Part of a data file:
┏━━
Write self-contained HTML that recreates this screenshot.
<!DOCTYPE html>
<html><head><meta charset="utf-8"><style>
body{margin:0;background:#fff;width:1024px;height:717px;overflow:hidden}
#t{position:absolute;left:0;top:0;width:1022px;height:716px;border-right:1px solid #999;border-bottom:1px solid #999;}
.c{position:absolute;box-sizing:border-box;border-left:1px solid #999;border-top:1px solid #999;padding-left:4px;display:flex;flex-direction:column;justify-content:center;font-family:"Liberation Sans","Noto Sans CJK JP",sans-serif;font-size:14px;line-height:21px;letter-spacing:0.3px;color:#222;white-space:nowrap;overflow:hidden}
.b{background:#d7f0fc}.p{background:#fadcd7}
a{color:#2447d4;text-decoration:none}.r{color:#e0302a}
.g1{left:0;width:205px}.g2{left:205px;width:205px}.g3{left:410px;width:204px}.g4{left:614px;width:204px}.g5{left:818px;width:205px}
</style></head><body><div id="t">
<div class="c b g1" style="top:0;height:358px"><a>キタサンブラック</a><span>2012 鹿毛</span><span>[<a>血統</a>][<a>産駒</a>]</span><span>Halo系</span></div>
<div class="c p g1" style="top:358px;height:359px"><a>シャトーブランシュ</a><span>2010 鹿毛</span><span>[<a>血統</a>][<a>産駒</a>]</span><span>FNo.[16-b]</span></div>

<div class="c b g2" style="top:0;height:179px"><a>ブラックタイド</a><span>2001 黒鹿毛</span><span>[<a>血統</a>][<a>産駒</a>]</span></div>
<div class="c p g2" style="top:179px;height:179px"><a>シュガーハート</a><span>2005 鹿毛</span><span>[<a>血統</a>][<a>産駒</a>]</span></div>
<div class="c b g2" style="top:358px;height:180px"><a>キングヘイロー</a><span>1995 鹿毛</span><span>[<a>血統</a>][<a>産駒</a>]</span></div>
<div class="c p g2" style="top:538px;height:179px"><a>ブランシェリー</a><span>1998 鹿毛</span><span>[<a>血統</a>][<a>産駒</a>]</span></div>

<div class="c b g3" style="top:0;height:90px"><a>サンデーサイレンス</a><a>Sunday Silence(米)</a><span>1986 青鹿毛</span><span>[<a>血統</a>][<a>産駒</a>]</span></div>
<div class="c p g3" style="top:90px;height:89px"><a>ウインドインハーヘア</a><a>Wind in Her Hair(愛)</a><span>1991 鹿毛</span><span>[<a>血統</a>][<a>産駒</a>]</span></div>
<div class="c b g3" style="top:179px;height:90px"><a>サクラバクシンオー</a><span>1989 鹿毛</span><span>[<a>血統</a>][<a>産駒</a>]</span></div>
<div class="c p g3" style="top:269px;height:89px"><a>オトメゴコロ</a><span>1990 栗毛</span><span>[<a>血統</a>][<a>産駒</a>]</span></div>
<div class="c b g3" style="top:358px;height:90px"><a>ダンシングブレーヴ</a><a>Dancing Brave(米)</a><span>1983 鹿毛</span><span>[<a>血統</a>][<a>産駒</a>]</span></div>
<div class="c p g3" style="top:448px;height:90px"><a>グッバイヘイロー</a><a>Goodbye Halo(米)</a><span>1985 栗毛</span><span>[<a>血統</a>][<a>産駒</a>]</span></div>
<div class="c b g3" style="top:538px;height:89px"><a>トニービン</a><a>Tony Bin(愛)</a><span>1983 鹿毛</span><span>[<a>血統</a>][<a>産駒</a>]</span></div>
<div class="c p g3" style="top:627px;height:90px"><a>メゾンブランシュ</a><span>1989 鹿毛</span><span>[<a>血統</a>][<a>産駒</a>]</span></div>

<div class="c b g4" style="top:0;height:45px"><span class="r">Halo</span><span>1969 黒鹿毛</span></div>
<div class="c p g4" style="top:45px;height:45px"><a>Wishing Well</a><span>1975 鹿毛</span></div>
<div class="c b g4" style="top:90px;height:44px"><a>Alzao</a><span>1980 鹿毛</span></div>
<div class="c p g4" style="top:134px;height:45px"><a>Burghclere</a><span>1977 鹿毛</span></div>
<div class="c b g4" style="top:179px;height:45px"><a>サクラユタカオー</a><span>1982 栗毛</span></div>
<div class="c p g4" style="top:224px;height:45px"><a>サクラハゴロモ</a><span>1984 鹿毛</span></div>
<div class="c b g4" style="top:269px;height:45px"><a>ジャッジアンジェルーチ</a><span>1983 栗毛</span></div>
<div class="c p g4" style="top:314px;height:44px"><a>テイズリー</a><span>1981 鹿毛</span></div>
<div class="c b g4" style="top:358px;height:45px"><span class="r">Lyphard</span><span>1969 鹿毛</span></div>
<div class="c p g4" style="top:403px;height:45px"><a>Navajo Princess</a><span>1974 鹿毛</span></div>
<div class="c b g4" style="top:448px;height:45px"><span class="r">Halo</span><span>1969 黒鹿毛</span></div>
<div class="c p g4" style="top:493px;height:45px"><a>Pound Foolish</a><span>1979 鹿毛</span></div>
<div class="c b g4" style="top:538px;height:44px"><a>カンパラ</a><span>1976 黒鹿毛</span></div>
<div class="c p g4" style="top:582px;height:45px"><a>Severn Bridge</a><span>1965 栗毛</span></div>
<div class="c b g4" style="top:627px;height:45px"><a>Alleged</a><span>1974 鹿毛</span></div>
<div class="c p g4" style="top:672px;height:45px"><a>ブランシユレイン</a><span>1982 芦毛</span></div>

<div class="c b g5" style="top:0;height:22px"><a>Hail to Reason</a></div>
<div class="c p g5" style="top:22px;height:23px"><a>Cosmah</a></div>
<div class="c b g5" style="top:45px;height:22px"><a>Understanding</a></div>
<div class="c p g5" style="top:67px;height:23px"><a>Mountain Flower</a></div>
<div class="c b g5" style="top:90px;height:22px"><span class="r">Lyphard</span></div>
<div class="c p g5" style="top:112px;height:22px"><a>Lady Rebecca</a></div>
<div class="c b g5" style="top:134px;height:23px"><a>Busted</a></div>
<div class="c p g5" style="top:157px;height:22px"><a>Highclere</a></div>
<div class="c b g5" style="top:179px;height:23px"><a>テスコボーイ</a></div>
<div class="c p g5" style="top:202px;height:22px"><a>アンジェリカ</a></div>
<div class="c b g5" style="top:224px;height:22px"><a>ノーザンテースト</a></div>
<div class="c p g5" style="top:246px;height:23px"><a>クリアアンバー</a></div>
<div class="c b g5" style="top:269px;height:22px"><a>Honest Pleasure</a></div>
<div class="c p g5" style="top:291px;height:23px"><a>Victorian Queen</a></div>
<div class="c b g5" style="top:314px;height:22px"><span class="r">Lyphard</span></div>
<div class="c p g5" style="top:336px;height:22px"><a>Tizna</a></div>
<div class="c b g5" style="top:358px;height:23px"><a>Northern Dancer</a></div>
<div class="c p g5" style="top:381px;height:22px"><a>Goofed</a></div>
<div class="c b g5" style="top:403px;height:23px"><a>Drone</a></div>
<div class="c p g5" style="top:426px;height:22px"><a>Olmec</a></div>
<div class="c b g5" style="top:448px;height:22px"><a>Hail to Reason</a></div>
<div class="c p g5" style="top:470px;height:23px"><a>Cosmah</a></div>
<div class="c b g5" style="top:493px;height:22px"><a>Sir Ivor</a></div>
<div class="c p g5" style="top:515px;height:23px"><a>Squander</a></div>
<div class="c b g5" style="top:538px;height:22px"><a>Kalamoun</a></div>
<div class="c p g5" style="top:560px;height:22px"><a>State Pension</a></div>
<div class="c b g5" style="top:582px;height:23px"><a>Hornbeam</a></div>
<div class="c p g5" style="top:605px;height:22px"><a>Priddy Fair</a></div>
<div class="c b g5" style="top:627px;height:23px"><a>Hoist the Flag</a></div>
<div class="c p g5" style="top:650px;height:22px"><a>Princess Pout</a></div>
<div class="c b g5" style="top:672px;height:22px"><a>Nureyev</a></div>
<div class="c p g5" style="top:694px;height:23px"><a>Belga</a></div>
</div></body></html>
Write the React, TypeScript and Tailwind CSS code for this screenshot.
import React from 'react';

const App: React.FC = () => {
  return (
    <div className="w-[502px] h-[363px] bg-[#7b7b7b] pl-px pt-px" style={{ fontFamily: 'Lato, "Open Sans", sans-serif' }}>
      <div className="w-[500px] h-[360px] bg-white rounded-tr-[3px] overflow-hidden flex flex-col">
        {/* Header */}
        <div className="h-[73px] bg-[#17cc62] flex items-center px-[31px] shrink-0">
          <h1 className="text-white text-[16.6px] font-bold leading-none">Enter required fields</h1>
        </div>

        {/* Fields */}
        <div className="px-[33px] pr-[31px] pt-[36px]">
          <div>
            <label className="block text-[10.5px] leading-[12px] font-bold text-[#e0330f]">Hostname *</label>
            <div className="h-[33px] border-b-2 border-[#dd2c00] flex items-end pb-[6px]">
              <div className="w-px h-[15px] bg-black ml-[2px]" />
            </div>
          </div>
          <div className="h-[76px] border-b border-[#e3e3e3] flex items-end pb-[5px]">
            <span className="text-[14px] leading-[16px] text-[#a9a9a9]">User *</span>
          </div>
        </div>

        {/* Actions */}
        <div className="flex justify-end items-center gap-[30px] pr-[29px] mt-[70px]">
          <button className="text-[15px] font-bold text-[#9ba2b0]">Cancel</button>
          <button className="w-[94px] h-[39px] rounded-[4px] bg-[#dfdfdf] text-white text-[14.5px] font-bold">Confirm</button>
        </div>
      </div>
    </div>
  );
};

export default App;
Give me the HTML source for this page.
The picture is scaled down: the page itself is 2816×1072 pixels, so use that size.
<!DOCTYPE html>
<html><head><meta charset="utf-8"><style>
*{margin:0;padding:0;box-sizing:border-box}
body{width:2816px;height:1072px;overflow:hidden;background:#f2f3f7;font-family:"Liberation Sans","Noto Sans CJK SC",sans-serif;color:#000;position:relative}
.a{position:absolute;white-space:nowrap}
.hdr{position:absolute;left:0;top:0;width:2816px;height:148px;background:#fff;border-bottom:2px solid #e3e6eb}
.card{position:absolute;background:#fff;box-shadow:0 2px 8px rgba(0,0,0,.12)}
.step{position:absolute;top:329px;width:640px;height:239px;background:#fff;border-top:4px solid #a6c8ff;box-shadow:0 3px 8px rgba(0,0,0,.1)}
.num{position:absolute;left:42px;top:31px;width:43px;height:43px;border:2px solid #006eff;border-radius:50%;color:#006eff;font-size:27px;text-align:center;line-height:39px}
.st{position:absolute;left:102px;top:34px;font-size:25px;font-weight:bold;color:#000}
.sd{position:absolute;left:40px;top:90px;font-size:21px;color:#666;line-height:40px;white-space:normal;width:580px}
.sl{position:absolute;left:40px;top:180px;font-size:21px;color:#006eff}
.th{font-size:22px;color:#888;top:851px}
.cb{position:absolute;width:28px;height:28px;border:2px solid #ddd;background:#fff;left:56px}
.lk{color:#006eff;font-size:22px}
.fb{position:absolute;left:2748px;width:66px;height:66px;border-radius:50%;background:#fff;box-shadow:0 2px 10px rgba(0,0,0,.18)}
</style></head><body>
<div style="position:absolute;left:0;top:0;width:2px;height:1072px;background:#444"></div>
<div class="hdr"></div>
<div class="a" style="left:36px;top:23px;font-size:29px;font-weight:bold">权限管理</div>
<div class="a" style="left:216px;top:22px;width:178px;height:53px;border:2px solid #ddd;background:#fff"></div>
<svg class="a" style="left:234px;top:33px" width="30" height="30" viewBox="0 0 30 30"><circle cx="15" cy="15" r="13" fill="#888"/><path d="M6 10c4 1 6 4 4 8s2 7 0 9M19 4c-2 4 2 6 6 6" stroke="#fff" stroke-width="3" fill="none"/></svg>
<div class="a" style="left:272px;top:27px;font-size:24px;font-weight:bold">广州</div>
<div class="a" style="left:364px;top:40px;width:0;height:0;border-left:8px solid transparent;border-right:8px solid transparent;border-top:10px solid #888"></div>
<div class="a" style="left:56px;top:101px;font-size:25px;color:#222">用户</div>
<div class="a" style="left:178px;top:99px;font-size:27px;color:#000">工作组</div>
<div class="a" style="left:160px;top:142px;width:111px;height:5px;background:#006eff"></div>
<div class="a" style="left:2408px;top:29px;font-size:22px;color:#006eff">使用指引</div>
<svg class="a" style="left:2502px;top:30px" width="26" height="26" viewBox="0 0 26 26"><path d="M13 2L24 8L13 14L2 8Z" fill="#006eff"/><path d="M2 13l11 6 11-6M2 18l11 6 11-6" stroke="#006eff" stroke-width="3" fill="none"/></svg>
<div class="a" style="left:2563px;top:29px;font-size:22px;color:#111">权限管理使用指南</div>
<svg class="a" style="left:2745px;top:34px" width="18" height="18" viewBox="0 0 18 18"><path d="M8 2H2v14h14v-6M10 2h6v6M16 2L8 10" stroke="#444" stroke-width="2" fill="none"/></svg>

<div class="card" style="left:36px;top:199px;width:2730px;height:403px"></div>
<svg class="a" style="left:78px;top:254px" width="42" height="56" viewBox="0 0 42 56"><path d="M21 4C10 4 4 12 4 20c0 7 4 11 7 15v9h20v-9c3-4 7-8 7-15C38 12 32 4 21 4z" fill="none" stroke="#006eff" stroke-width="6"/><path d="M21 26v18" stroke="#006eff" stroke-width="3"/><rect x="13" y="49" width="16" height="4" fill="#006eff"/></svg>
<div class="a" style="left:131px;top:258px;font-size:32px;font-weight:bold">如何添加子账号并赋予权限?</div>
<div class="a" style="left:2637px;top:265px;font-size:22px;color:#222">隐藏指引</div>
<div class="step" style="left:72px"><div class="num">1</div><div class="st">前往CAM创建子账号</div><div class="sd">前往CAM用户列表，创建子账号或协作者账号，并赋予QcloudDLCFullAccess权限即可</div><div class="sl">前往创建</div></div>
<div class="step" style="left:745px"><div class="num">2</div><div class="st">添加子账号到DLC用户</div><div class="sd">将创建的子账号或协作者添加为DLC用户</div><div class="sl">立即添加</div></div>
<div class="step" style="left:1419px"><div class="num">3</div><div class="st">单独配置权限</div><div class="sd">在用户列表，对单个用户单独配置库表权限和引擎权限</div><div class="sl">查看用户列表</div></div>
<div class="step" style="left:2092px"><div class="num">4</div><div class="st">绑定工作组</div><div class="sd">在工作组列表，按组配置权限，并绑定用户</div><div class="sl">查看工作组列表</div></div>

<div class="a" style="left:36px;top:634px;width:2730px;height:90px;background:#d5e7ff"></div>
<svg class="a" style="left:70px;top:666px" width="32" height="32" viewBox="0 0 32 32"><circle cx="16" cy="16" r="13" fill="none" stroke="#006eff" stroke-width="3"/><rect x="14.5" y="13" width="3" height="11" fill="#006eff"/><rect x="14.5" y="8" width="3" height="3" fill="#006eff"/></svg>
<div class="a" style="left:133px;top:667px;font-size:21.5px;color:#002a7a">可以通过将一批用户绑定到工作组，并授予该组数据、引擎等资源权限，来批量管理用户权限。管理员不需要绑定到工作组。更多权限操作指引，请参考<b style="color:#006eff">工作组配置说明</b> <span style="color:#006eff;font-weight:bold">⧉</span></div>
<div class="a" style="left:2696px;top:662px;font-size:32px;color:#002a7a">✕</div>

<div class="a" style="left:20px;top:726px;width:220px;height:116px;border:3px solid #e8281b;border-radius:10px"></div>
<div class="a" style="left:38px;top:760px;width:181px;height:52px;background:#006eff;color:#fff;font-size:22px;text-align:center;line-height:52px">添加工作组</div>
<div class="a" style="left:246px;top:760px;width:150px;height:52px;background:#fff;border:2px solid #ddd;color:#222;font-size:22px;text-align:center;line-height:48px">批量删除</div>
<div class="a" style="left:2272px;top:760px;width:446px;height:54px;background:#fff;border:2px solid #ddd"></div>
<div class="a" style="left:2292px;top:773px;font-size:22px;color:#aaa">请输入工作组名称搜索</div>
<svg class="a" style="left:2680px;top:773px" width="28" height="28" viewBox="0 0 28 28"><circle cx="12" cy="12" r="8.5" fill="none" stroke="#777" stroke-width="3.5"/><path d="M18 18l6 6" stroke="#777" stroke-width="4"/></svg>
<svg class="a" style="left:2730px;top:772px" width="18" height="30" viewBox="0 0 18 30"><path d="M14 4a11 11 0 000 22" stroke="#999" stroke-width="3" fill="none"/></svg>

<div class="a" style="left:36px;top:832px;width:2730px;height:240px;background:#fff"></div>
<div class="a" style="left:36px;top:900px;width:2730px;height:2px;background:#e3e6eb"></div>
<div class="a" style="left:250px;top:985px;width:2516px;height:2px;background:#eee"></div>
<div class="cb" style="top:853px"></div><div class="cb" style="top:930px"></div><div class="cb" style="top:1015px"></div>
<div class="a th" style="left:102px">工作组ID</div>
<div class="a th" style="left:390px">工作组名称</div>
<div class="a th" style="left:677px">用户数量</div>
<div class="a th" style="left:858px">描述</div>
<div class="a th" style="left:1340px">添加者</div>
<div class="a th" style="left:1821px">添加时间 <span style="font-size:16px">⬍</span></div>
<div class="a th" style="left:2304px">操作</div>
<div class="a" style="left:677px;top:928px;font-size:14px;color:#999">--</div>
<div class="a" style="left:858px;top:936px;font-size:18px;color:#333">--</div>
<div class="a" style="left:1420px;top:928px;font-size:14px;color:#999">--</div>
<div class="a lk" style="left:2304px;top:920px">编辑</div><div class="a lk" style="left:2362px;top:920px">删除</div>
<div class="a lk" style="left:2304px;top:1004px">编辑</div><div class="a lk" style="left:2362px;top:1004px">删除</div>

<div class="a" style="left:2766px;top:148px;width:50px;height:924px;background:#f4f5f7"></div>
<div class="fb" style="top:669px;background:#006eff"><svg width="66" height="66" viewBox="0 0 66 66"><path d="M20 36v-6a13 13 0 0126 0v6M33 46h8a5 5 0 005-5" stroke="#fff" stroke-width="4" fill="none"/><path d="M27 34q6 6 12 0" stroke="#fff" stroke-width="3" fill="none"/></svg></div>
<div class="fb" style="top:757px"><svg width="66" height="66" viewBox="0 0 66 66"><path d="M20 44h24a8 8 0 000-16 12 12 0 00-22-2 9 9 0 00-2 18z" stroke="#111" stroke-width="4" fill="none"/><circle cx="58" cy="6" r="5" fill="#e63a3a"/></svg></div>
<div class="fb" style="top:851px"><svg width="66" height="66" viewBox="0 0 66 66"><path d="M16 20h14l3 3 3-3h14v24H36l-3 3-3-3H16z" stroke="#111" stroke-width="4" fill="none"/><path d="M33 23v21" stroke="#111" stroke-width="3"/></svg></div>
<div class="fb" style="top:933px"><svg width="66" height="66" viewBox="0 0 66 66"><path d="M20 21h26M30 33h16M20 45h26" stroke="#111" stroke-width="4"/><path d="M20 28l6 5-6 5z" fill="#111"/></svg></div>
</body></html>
┗━━
§ Short problem
Begin at the line containing "Write the React, TypeScript", end at the line containing "import React from 'react';", and reproduce every line in that range exactly, both ends included.

§ Solution for this exercise
Write the React, TypeScript and Tailwind CSS code for this screenshot.
import React from 'react';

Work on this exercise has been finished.